The U.S. Army Corps of Engineers recently approved the Parker Water and Sanitation District's request to quadruple the size of the Rueter-Hess Reservoir near Parker. When it is completed in 2011, it will serve the Parker area as well as Castle Rock, Castle Pines North and Stonegate, all of which agreed to buy into the partnership. Although it won't be a full solution to the area's water problems, it will help as Douglas County continues to add houses. It will also bring in new sources of water to existing homes. "Rueter-Hess is only a water-management tool," said Frank Jaeger, manager of the Parker Water and Sanitation District. "We are going to have to find other sources of water. We're looking in every river basin. In order to sustain the type of growth on the Front Range, water is going to have to be developed on all those basins."

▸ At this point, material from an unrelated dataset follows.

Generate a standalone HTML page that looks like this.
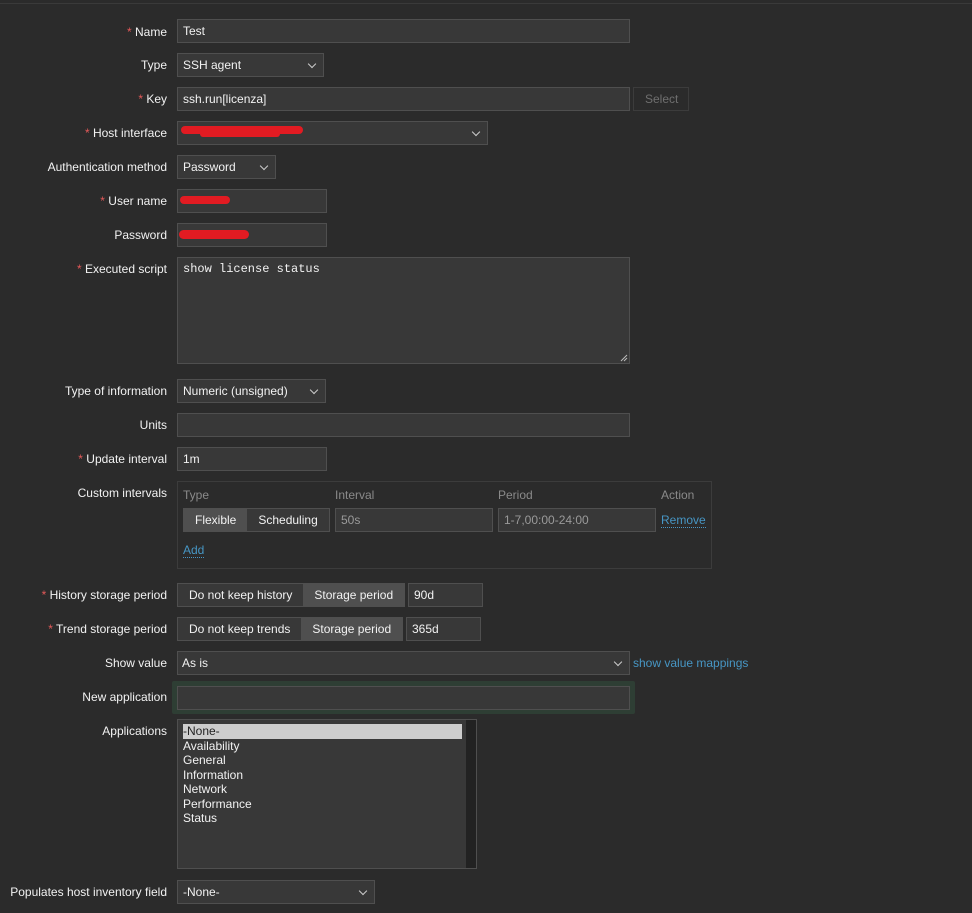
<!DOCTYPE html>
<html><head><meta charset="utf-8"><style>
*{box-sizing:border-box;margin:0;padding:0}
body{width:972px;height:913px;background:#2b2b2b;font-family:"Liberation Sans",Arial,sans-serif;font-size:12px;color:#f2f2f2;position:relative;overflow:hidden}
.topline{position:absolute;left:0;top:3px;width:972px;height:1px;background:#3a3a3a}
.l{position:absolute;right:805px;white-space:nowrap;line-height:14px;margin-top:1px}
.l b{color:#e45959;font-weight:normal}
.in{position:absolute;background:#383838;border:1px solid #4f4f4f;height:24px;line-height:22px;padding-left:5px;white-space:nowrap}
.sel::after{content:"";position:absolute;right:8px;top:7px;width:5px;height:5px;border-right:1px solid #ccc;border-bottom:1px solid #ccc;transform:rotate(45deg)}
.red{position:absolute;background:#e21b22;border-radius:6px;height:7px}
.lnk{position:absolute;color:#4796c4;white-space:nowrap}
.seg{position:absolute;display:flex;border:1px solid #4f4f4f;height:24px;background:#383838}
.seg span{padding:0 11px;line-height:22px;white-space:nowrap}
.seg .a{background:#4f4f4f}
</style></head><body>
<div class="topline"></div>

<div class="l" style="top:24px"><b>*</b> Name</div>
<div class="in" style="left:177px;top:19px;width:453px">Test</div>

<div class="l" style="top:57px">Type</div>
<div class="in sel" style="left:177px;top:53px;width:147px">SSH agent</div>

<div class="l" style="top:91px"><b>*</b> Key</div>
<div class="in" style="left:177px;top:87px;width:453px">ssh.run[licenza]</div>
<div class="in" style="left:633px;top:87px;width:56px;color:#6f6f6f;background:#2b2b2b;border-color:#3c3c3c;padding-left:11px">Select</div>

<div class="l" style="top:125px"><b>*</b> Host interface</div>
<div class="in sel" style="left:177px;top:121px;width:311px"></div>
<div class="red" style="left:181px;top:126px;width:122px;height:8px"></div>
<div class="red" style="left:200px;top:131px;width:80px;height:6px"></div>

<div class="l" style="top:159px">Authentication method</div>
<div class="in sel" style="left:177px;top:155px;width:99px">Password</div>

<div class="l" style="top:193px"><b>*</b> User name</div>
<div class="in" style="left:177px;top:189px;width:150px"></div>
<div class="red" style="left:180px;top:196px;width:50px;height:8px"></div>

<div class="l" style="top:227px">Password</div>
<div class="in" style="left:177px;top:223px;width:150px"></div>
<div class="red" style="left:179px;top:230px;width:70px;height:9px"></div>

<div class="l" style="top:261px"><b>*</b> Executed script</div>
<div class="in" style="left:177px;top:257px;width:453px;height:107px;line-height:20px;font-family:'Liberation Mono',monospace;font-size:12px;padding-top:1px">show license status
<svg style="position:absolute;right:1px;bottom:1px" width="8" height="8"><path d="M1 7L7 1M4 7L7 4" stroke="#bbb" stroke-width="1"/></svg></div>

<div class="l" style="top:383px">Type of information</div>
<div class="in sel" style="left:177px;top:379px;width:149px">Numeric (unsigned)</div>

<div class="l" style="top:417px">Units</div>
<div class="in" style="left:177px;top:413px;width:453px"></div>

<div class="l" style="top:451px"><b>*</b> Update interval</div>
<div class="in" style="left:177px;top:447px;width:150px">1m</div>

<div class="l" style="top:485px">Custom intervals</div>
<div style="position:absolute;left:177px;top:481px;width:535px;height:88px;border:1px solid #3c3c3c"></div>
<div style="position:absolute;left:183px;top:488px;color:#8a8a8a">Type</div>
<div style="position:absolute;left:335px;top:488px;color:#8a8a8a">Interval</div>
<div style="position:absolute;left:498px;top:488px;color:#8a8a8a">Period</div>
<div style="position:absolute;left:661px;top:488px;color:#8a8a8a">Action</div>
<div class="seg" style="left:183px;top:508px"><span class="a">Flexible</span><span>Scheduling</span></div>
<div class="in" style="left:335px;top:508px;width:158px;color:#9a9a9a">50s</div>
<div class="in" style="left:498px;top:508px;width:158px;color:#9a9a9a">1-7,00:00-24:00</div>
<div class="lnk" style="left:661px;top:513px;border-bottom:1px dotted #4796c4">Remove</div>
<div class="lnk" style="left:183px;top:543px;border-bottom:1px dotted #4796c4">Add</div>

<div class="l" style="top:587px"><b>*</b> History storage period</div>
<div class="seg" style="left:177px;top:583px"><span>Do not keep history</span><span class="a">Storage period</span></div>
<div class="in" style="left:408px;top:583px;width:75px">90d</div>

<div class="l" style="top:621px"><b>*</b> Trend storage period</div>
<div class="seg" style="left:177px;top:617px"><span>Do not keep trends</span><span class="a">Storage period</span></div>
<div class="in" style="left:406px;top:617px;width:75px">365d</div>

<div class="l" style="top:655px">Show value</div>
<div class="in sel" style="left:177px;top:651px;width:453px;padding-left:4px">As is</div>
<div class="lnk" style="left:633px;top:656px">show value mappings</div>

<div class="l" style="top:689px">New application</div>
<div style="position:absolute;left:172px;top:681px;width:463px;height:33px;background:#2e3e34;border-radius:2px"></div>
<div class="in" style="left:177px;top:686px;width:453px"></div>

<div class="l" style="top:723px">Applications</div>
<div class="in" style="left:177px;top:719px;width:300px;height:150px;padding:4px 0 0 5px;line-height:14.5px">
<div style="position:absolute;right:0;top:0;width:10px;height:148px;background:#222"></div>
<div style="background:#cdcdcd;color:#222;width:279px">-None-</div>
<div>Availability</div><div>General</div><div>Information</div><div>Network</div><div>Performance</div><div>Status</div>
</div>

<div class="l" style="top:884px">Populates host inventory field</div>
<div class="in sel" style="left:177px;top:880px;width:198px">-None-</div>
</body></html>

The reservoir will store both future water acquisitions and recycled water from the system's two wastewater treatment plants. The water district also will be able to divert and store water from Cherry Creek. The expansion will allow the reservoir to store 72,000 acre-feet of water and be 1,140 acres on the surface. That is enough water for 140,000 homes. The first phase of the reservoir, which already is built, can store 16,000 acre-feet. The total price at completion is estimated at $165 million...

Recent studies have found that the [Denver Basin Aquifers] are being depleted at about 30 feet a year. That is why Jaeger and others think the area needs to secure more water options by gaining rights on one of the state's river basins, such as the Arkansas or South Platte. "I believe we will have to import water in the long term, that being only 20 years," Jaeger said. "We need to be working diligently to develop water from other river basins and import water through pipelines."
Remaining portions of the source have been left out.